En cave, je trouve que Laure et Sébastien ont su faire la parfaite synthèse de toutes leurs expériences respectives, en trouvant finalement un équilibre entre « vinification cadrée mais trop technique» et «vinification en nature total à tout prix ». L’expérience chez Antony Tortoul à été très enrichissante, avec cet attrait certain pour le sans soufre total mais dans le même temps, ils sont tous les deux oenologues et il faut que les vins soient droits. Tous les vins sont donc (très) légèrement filtrés et aucun n’est totalement sans soufre mais pour autant, les intrant sont réduits au strict minimum et aucun vin ne présente plus de 30mg/L de sulfites total (ça reste vraiment très peu).

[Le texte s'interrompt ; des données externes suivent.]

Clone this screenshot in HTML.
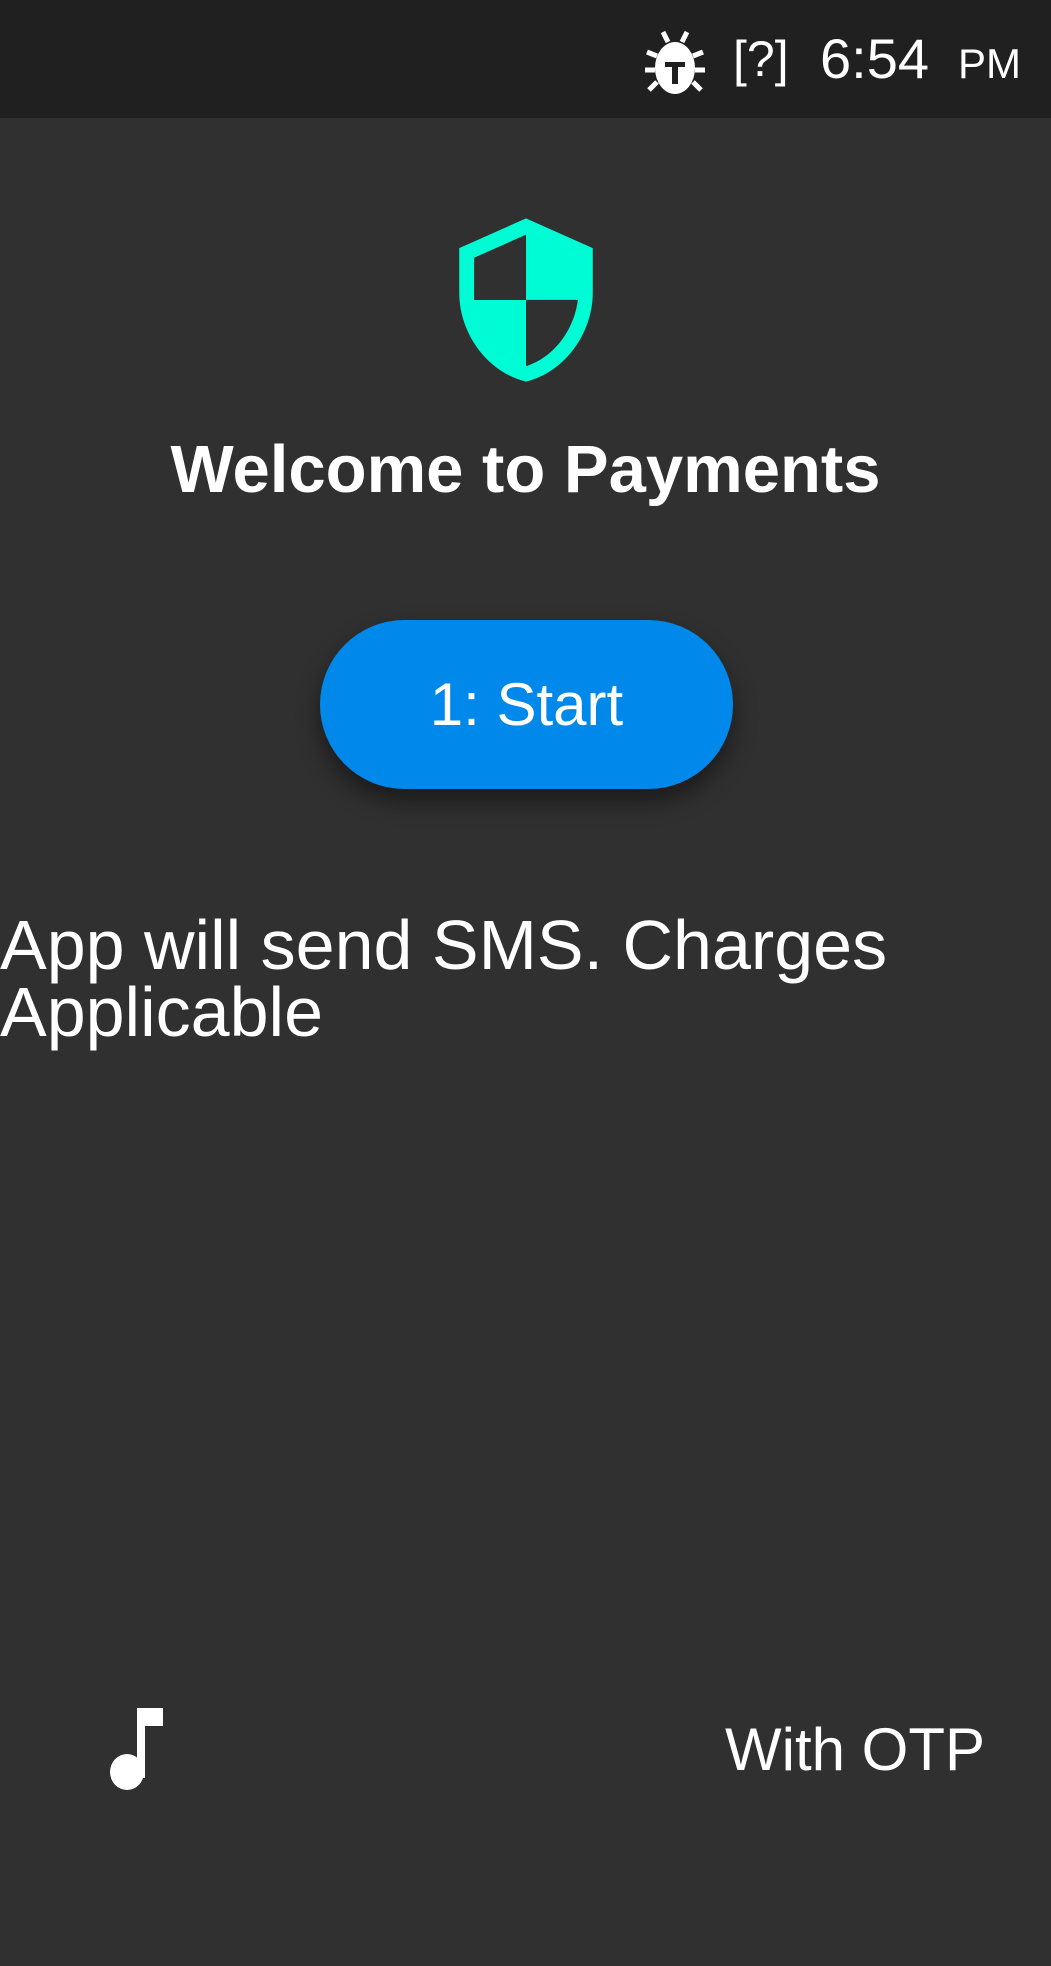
<!DOCTYPE html>
<html><head><meta charset="utf-8"><style>
html,body{margin:0;padding:0}
body{width:1051px;height:1966px;background:#303030;position:relative;overflow:hidden;font-family:"Liberation Sans",sans-serif;color:#fff}
.sb{position:absolute;left:0;top:0;width:1051px;height:118px;background:#202020}
.abs{position:absolute;white-space:nowrap}
</style></head><body>
<div class="sb">
<svg class="abs" style="left:643px;top:28px" width="64" height="68" viewBox="0 0 64 68">
<g stroke="#fff" stroke-width="5" fill="none">
<path d="M20 4 L25 14 M44 4 L39 14 M4 24 L14 28 M60 24 L50 28 M2 42 L12 42 M62 42 L52 42 M6 62 L14 54 M58 62 L50 54"/>
</g>
<ellipse cx="32" cy="40" rx="20" ry="26" fill="#fff"/>
<path d="M22 34 H42 V39 H35 V56 H29 V39 H22 Z" fill="#202020"/>
</svg>
<div class="abs" style="left:733px;top:31px;font-size:50px;line-height:56px">[?]</div>
<div class="abs" style="left:820px;top:31px;font-size:56px;line-height:56px">6:54</div>
<div class="abs" style="left:958px;top:43px;font-size:42px;line-height:42px">PM</div>
</div>

<svg class="abs" style="left:437px;top:211px" width="178" height="178" viewBox="0 0 24 24">
<path fill="#00fcd4" d="M12 1L3 5v6c0 5.55 3.84 10.74 9 12 5.16-1.26 9-6.45 9-12V5l-9-4zm0 10.99h7c-.53 4.12-3.28 7.79-7 8.94V12H5V6.3l7-3.11v8.8z"/>
</svg>

<div class="abs" style="left:0;width:1051px;text-align:center;top:436px;font-size:67px;line-height:67px;font-weight:bold">Welcome to Payments</div>

<div class="abs" style="left:320px;top:620px;width:413px;height:169px;border-radius:85px;background:#0088ea;box-shadow:0 12px 24px rgba(0,0,0,0.45);display:flex;align-items:center;justify-content:center;font-size:60px">1: Start</div>

<div class="abs" style="left:0;top:912px;font-size:70px;line-height:67px">App will send SMS. Charges<br>Applicable</div>

<svg class="abs" style="left:105px;top:1706px" width="62" height="86" viewBox="0 0 62 86">
<rect x="32" y="2" width="8" height="70" fill="#fff"/>
<rect x="32" y="2" width="26" height="18" fill="#fff"/>
<ellipse cx="22" cy="66" rx="17" ry="18" fill="#fff"/>
</svg>

<div class="abs" style="right:66px;top:1720px;font-size:60px;line-height:60px">With OTP</div>
</body></html>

Les blancs sont vinifiés « à la bourguignonne », peu ou pas soutirés et intégralement en barriques donc (fermentation + élevage). Il n’y a pas de bois neuf au domaine, toutes les barriques viennent du même endroit, un chouette domaine de la Côte de Beaune (je ne vous dirais pas lequel mais vous avez une chance sur deux vu les maisons où Laure a travaillé 😉). Le résultat est franchement superbe, avec des vins qui ne jouent pas la sous maturité mais sans lourdeur et qui conjuguent gourmandise, classe et finale saline. De grands blancs sudistes de gastronomie

En rouge, la cuvée de Printemps Poucèt est élevée en cuve pour préserver au maximum le croquant de fruit. Le Pic Saint Loup Château (le « coeur de gamme ») est élevé en gros foudres centenaires, que Laure et Sébastien sont allés chiner en Alsace. Des foudres qui n’ont vu pendant 100 ans que du blanc et qu’ils ont donc « tachés » pour leur premier millésime. Un élevage de grande justesse. La confidentielle cuvée Le Ribou, plus dense et issue de vignes implantées sur des veines avec un peu plus d’argiles rouges est quant à elle élevée en barriques bourguignonnes. Les vins offrent tout ce qu’on attend d’un grand Pic Saint Loup : de la maturité et la gourmandise d’un rouge sudiste mais avec une vraie fraicheur et de la digestibilité. Des rouges faciles d’accès mais pas juste faciles, qui parlent de leur terroir, avec profondeur et élégance et sans support aromatique boisé.